As there are no clear estimates about the extent of financial gains the country may enjoy and speculation about what may be the losses, convening an all-party meeting in an effort to build a consensus to bring about this big electoral change should be seen as a welcome step. It is heartening to note that the even Congress leader Milind Deora welcomed this discussion and went on to state that “our democracy is neither fragile nor immature and debate on ‘one nation, one poll’ calls for an open mind on either side of the spectrum.”  I am sure a discussion with an open mind would help in having better understanding on this issue, but some hard facts are always helpful for beginning a discussion.

 

Let’s look at some hard facts about simultaneous elections. Since the 1989 Lok Sabha polls, there have been 35 instances of simultaneous elections for the Assemblies in different states along with the Lok Sabha elections held in this period. These are Andhra Pradesh (1989, 1999, 2004, 2009, 2014 and 2019), Odisha (2004, 2009, 2014 and 2019), Sikkim (2009, 2014 ad 2019), Arunachal Pradesh (2009, 2014 and 2019) Karnataka (1989, 1999 ad 2004), Tamil Nadu (1989, 1991 and 1996), Maharashtra (1999), Assam (1991 and 1996), Haryana (1991 and 1996), Kerala (1989, 1991 and 1996), Uttar Pradesh (1989 and 1991), West Bengal (1991 and 1996) and Telangana (2014).

When simultaneous elections were held in these states in 27 elections, the major political party of the state polled a similar percentage of votes both for the Lok Sabha as well as for the Assembly elections. There were only eight instances of people expressing different political choices even when they were voting to choose their local MLA and their Member of Parliament at the same time. There are exceptions when people have voted differently for the Lok Sabha and Assemblies, but such instances are fewer than instances of people voting similarly both for the Assembly and the Lok Sabha election. In the most recent 2019 Lok Sabha elections, Odisha was the only exception while voters in Andhra Pradesh, Sikkim and Arunachal Pradesh voted in a more or less similar manner both for the state Assembly and the Lok Sabha. Going by these figures, it seems that the fear of national parties dominating both the national and the state elections resulting in smaller regional parties getting marginalised in the long run in not totally uncalled for.
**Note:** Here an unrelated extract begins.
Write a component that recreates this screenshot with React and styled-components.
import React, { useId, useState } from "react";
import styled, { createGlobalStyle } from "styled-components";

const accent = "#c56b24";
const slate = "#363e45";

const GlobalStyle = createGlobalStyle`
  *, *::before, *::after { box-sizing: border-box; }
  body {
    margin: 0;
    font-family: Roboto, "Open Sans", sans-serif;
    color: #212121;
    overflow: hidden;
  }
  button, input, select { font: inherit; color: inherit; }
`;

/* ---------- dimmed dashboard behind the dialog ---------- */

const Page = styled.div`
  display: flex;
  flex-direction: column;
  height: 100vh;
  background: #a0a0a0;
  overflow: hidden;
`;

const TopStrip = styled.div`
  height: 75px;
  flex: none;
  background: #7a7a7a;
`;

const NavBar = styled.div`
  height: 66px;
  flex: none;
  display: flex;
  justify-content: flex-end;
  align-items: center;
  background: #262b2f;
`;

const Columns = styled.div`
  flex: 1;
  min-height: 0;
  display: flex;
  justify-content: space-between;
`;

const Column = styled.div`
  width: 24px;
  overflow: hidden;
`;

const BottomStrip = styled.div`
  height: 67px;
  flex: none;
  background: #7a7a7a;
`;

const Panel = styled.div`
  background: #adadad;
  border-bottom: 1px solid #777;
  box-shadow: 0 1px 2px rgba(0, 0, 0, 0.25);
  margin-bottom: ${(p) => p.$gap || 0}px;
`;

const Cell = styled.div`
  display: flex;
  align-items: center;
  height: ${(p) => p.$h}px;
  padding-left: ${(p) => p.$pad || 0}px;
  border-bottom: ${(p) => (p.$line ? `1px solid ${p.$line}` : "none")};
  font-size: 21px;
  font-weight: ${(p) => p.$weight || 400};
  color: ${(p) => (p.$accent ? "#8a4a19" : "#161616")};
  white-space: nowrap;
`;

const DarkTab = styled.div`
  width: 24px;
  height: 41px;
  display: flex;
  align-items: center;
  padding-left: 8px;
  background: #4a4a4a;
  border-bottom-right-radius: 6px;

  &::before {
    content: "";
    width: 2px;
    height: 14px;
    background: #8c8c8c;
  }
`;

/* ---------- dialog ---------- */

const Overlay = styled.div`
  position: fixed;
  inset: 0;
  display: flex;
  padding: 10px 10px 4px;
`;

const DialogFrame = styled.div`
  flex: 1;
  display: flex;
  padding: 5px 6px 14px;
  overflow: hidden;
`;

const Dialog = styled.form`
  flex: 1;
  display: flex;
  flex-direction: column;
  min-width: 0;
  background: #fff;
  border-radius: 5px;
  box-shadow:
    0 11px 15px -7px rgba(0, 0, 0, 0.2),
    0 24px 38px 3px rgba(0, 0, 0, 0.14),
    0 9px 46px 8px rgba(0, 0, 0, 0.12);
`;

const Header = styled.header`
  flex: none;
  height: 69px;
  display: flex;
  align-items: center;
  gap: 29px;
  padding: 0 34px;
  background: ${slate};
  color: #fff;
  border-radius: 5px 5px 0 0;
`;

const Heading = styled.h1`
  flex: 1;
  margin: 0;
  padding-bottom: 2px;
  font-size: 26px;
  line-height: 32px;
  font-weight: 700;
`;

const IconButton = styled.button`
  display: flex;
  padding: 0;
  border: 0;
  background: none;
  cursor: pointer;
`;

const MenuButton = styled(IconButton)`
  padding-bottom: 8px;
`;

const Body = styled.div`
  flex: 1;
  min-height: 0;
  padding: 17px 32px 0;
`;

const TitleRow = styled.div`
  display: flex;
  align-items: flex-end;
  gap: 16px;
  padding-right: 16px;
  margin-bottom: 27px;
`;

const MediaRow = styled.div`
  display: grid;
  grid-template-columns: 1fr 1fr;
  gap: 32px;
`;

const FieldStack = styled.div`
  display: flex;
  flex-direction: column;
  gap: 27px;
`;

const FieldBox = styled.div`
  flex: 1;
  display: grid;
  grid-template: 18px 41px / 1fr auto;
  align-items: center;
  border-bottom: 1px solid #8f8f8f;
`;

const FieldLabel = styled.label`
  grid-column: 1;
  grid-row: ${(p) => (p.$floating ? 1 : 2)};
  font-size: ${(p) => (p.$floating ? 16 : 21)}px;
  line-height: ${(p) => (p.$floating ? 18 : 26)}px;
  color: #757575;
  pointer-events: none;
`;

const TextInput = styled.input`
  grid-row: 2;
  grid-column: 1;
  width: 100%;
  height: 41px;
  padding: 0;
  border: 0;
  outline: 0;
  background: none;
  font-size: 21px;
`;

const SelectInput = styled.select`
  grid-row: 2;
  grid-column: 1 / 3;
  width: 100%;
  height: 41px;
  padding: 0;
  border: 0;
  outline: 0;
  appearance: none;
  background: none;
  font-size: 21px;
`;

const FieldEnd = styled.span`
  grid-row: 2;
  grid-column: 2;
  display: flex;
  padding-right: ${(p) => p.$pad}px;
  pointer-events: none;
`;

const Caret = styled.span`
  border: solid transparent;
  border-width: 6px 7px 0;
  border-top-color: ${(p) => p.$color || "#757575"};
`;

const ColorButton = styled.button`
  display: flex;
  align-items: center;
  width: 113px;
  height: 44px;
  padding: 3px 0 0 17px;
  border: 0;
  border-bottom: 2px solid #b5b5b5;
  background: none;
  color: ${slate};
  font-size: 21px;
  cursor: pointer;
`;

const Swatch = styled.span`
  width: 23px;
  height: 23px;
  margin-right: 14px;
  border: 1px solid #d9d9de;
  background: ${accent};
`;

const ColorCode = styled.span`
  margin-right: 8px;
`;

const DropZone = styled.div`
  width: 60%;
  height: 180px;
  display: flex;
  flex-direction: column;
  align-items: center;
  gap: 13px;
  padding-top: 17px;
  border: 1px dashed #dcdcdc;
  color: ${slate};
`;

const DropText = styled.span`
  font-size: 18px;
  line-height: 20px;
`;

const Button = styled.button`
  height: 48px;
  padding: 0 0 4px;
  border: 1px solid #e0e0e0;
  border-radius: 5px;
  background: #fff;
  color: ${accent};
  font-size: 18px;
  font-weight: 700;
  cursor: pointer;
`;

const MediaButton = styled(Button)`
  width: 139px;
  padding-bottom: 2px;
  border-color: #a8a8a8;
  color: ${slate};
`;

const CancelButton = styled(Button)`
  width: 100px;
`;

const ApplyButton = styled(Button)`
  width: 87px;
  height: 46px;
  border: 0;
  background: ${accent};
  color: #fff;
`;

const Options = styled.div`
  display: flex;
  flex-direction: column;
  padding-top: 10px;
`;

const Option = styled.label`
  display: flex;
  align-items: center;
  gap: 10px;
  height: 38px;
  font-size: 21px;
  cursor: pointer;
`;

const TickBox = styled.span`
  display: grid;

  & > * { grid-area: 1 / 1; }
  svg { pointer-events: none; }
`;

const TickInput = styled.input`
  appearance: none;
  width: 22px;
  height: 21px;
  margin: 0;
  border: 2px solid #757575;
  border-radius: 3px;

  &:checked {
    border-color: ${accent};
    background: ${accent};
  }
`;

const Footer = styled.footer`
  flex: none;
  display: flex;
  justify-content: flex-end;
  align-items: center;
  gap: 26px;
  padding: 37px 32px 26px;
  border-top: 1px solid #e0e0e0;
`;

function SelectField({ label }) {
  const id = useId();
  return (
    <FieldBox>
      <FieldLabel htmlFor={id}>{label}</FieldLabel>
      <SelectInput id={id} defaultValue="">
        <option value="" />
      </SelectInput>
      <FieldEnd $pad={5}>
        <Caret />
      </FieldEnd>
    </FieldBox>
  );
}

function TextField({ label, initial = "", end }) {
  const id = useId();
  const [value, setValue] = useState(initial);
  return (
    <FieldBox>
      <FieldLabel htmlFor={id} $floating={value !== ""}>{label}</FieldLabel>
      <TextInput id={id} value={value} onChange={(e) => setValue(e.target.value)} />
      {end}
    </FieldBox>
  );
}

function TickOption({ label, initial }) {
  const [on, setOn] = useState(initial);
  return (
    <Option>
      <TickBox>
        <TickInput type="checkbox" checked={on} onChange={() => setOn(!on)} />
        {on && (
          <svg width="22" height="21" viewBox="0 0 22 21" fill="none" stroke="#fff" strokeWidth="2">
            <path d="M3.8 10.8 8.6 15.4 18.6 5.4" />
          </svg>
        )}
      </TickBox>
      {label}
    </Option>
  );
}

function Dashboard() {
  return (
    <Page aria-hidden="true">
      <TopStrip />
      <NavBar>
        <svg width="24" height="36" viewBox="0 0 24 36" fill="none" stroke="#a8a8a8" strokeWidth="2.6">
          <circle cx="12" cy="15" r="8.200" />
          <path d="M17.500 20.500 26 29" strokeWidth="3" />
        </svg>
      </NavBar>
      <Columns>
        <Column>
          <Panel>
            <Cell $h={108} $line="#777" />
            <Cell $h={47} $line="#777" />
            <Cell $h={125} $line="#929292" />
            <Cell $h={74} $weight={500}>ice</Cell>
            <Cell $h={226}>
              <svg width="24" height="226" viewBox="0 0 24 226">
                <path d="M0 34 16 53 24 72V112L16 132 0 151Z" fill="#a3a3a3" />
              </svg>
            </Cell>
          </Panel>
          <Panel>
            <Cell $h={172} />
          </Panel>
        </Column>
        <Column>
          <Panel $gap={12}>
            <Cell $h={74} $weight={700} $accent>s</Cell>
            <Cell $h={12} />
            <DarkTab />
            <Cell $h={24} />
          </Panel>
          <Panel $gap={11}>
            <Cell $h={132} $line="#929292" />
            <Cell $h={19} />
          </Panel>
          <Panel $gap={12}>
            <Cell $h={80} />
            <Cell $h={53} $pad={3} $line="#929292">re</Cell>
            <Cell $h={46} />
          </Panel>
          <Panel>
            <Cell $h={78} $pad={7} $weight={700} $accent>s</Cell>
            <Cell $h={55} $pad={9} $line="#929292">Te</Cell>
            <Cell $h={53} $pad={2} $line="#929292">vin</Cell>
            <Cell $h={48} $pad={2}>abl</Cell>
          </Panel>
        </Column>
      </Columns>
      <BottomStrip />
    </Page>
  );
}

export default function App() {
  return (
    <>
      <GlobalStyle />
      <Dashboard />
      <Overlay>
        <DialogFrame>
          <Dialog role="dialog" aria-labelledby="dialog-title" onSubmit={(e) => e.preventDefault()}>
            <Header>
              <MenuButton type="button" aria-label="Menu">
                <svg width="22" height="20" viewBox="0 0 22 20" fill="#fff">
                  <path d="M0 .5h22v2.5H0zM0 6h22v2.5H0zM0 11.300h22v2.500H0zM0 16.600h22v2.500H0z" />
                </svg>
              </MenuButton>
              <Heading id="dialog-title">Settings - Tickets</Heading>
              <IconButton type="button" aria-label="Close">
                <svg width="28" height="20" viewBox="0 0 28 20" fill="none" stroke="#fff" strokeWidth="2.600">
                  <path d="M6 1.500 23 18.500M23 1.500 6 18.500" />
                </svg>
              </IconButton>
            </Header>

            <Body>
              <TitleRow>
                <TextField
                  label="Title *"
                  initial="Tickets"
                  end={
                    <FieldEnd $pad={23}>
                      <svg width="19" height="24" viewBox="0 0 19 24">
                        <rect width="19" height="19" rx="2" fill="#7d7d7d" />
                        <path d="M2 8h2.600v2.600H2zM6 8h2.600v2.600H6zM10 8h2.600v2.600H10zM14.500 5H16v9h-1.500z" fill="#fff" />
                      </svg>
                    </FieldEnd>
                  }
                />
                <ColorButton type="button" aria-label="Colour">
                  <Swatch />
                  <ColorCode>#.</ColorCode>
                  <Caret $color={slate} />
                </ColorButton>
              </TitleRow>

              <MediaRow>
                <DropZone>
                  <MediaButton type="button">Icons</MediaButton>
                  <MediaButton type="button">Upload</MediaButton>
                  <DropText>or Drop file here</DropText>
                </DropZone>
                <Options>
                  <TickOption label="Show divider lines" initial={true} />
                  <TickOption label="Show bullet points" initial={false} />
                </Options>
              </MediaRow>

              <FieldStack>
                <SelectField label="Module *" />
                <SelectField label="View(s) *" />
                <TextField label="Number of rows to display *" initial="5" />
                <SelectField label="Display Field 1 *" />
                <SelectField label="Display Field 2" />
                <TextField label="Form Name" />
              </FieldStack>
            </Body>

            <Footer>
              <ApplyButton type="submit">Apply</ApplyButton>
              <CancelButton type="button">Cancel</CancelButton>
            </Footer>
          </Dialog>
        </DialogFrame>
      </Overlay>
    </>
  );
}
Concerns over a large number of fake or dummy political parties are justified, but a diverse country like India, with 29 states, a larger number of political parties does not seem undesirable. Unfortunately, there is no formula to suggest how many political parties India should have. Regional parties do play an important role in Indian democracy as they represent the aspirations of the marginalised sections of society and different regions of India. Holding simultaneous elections does pose some challenge for the survival of these regional parties in various states, especially in states where the national parties have a sizeable presence.
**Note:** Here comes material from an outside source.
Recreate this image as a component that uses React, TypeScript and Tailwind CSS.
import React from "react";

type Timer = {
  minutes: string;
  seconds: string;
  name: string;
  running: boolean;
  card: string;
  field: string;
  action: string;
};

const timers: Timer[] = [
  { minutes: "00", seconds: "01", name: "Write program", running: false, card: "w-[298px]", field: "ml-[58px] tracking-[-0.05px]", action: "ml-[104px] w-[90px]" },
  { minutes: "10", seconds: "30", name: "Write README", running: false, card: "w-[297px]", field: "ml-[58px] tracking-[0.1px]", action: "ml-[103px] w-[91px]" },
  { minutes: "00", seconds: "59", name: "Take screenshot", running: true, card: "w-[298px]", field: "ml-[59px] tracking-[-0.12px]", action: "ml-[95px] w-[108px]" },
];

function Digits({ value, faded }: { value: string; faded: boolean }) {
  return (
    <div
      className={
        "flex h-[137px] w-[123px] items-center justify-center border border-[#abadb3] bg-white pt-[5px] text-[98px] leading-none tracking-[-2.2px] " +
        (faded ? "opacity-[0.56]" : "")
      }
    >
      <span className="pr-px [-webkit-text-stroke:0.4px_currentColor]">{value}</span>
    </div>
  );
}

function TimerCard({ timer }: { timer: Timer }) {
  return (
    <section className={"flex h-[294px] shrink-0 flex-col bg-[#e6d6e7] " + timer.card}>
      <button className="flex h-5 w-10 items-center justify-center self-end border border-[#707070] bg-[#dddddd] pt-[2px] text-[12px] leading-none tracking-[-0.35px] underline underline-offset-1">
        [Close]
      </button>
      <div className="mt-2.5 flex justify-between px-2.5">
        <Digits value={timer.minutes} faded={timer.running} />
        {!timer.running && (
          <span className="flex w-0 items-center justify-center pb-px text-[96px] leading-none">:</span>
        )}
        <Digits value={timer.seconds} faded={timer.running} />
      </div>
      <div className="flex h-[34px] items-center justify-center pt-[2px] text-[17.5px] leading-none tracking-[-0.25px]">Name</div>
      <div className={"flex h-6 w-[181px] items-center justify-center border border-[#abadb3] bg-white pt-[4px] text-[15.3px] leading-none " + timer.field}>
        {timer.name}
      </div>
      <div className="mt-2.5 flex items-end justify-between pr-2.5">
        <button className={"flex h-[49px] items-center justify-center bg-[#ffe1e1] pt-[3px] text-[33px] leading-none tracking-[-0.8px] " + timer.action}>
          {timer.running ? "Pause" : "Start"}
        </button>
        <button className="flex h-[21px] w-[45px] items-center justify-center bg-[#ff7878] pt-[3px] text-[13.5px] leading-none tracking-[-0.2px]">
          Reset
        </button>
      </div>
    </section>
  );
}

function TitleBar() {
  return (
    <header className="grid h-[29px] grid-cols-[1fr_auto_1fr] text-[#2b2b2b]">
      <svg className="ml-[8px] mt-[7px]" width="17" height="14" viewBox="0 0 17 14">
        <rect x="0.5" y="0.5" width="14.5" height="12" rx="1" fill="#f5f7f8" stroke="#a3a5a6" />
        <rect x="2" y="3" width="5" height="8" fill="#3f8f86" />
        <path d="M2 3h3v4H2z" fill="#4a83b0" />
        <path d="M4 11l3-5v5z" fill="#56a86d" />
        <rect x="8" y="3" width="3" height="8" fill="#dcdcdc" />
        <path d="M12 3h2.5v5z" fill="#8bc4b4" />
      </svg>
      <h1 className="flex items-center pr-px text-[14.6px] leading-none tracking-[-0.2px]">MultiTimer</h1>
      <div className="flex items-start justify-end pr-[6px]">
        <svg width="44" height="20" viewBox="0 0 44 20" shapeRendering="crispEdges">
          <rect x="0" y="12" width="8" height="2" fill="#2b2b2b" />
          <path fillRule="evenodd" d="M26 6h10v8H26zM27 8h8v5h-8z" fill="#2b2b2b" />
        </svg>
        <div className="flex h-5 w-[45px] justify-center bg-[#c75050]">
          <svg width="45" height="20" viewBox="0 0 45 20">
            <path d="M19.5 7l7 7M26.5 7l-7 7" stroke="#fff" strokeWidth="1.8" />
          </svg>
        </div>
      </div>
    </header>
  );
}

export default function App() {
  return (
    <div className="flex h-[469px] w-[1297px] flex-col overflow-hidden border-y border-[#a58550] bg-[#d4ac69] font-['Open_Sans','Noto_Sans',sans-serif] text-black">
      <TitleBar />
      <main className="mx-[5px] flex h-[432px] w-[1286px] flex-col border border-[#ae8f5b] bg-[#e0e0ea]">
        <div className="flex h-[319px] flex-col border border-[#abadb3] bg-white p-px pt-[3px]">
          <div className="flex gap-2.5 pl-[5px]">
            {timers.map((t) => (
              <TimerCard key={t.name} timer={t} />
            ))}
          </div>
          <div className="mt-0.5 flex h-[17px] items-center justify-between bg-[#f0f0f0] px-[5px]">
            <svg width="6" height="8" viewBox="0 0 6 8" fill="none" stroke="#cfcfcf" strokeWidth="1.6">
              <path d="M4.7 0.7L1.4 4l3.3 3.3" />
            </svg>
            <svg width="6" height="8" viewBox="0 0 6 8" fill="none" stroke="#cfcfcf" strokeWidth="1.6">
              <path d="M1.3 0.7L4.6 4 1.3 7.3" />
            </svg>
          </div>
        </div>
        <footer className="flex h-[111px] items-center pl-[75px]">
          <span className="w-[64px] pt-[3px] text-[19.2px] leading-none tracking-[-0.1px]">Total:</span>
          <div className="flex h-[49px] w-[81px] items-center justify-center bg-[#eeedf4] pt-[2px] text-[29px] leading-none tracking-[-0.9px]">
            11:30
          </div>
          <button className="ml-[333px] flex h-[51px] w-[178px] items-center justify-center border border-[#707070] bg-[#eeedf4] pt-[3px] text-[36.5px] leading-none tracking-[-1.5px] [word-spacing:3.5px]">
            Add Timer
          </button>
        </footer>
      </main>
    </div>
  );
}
One can hardly disagree that holding simultaneous elections would help reduce government expenditure on holding polls, reduce the burden on the administrative setup and security and may allow the government to devote more time on development activities, but to build a stronger argument and a large consensus in favour of “one nation, one election”, it may be appropriate to come up with some roadmap regarding this. It is true that the government spends a huge amount for conducting free and fair elections. As per estimates, over Rs 6,500 crores were spent on holding the 2019 general election, which was more than double the amount spent on the 2014 Lok Sabha elections. But it is also true that besides this expenditure, political parties and candidates also spend a huge amount to contest elections, and efforts should be made to put a check on that expenditure as well.  Holding simultaneous polls should reduce government expenditure on holding elections, but it is still not clear to what extent and how one would ensure that money could be saved and this money would be used for developmental work.

Building a consensus on “one nation, one election” should be welcome. What may be worrisome is that this may be implemented without careful consideration. One should keep in mind that India is not just one nation, it is a nation with 29 states. We do have one election to elect the national government, and we have elections to elect state governments as well. Any effort making it mandatory for elections to be held simultaneously will have to be very carefully thought through.